Game Changers: Business & Branding

Driving Progress Toward Better Protective Equipment

Inspiring Innovators and Entrepreneurs

Ryan Sullivan, President of Xenith helmet company, attended the D.C. Symposium.

“I have three young boys, and there are millions of young athletes, both here in the United States as well as around the world,” said Sullivan. “The opportunity to help make athletics, especially the game of football, safer for our athletes is a very noble cause.”

“This forum provided the opportunity to interact with folks that we would hope will lead to collaboration and innovation down the line,” Sullivan said. “There’s a lot of people looking at different materials that could be applicable to our product and our technology.”

Sarah Gholston is Vice President of Merchandising at Russell Athletic, which manufactures shoulder pads.

At the Symposium, she noted Dr. Crandall’s research showing 43 percent of reported NFL concussions during the 2015 season are from helmet-to-body impacts—rules changes related to helmet-to-helmet hits have changed the ways players tackle and the resulting distribution of impact sources.
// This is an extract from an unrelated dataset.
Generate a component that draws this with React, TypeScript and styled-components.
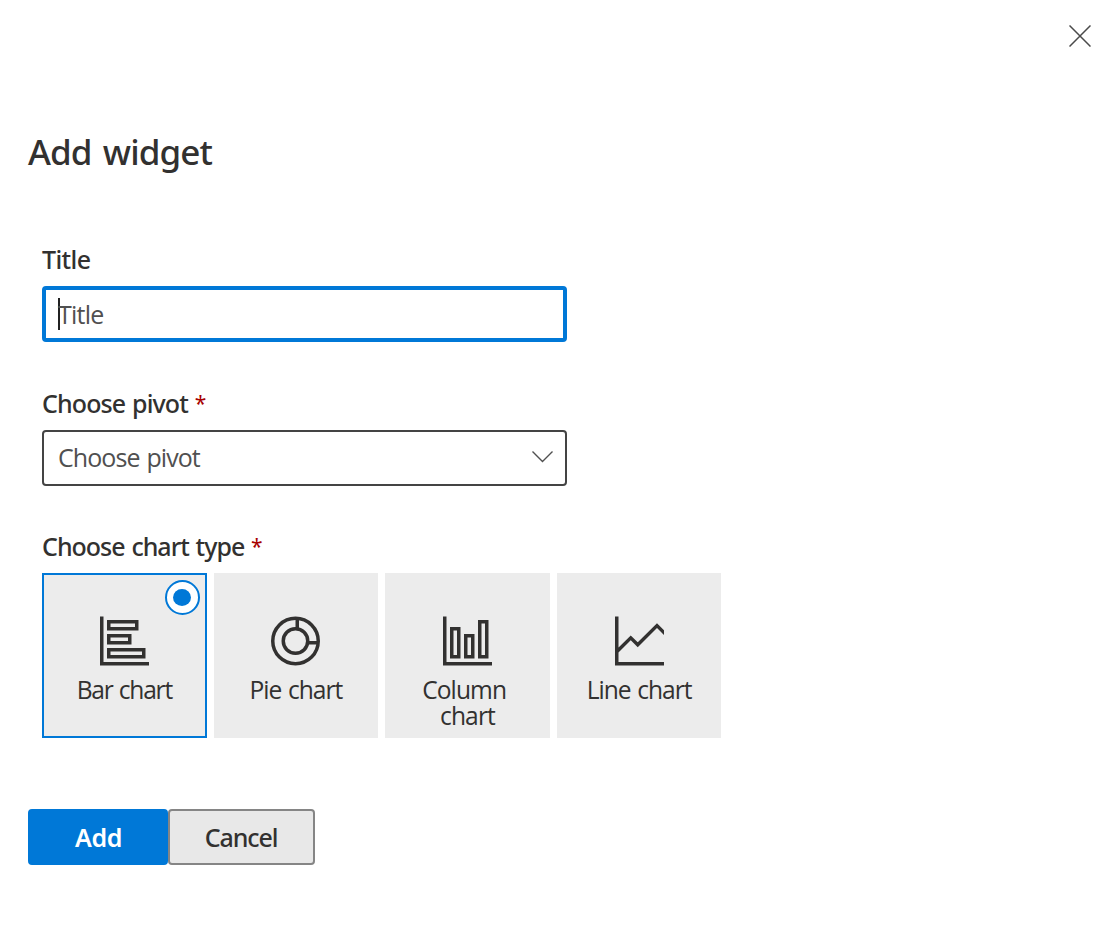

Gholston suggested that kind of information can help inform her company’s designs.

“We can go back and look at the materials that we’re using in our exoskeletons and our foams,” she said. “I think they gave us some things to think about in terms of how we select our materials as we move forward.”

“The more we learn, the more we want to continue to push the envelope on materials and design,” she said.

Gholston also spoke about speeding up the time it takes to bring a product to market. “I think the more connectivity you have between the research, the innovation, and the manufacturing, you can really shorten those lead times,” she said. “And then you can also make sure what you’re bringing to market is going to do the job that you were hoping it could do.”

The Future of Research

Erin Sanchez is a graduate student and research assistant at UVA’s Center for Applied Biomechanics. She was one of 20 students who was awarded a grant to attend the Symposium.

“My little brother plays football right now,” said Sanchez. “I thought that this would be a great opportunity, not only to learn from some of the best people in the field and experts in the field but also to contribute, to talk to other people during lunch, at meetings, and just to get a wider perspective than what I’ve had, which has been very biomechanics-based at our lab.”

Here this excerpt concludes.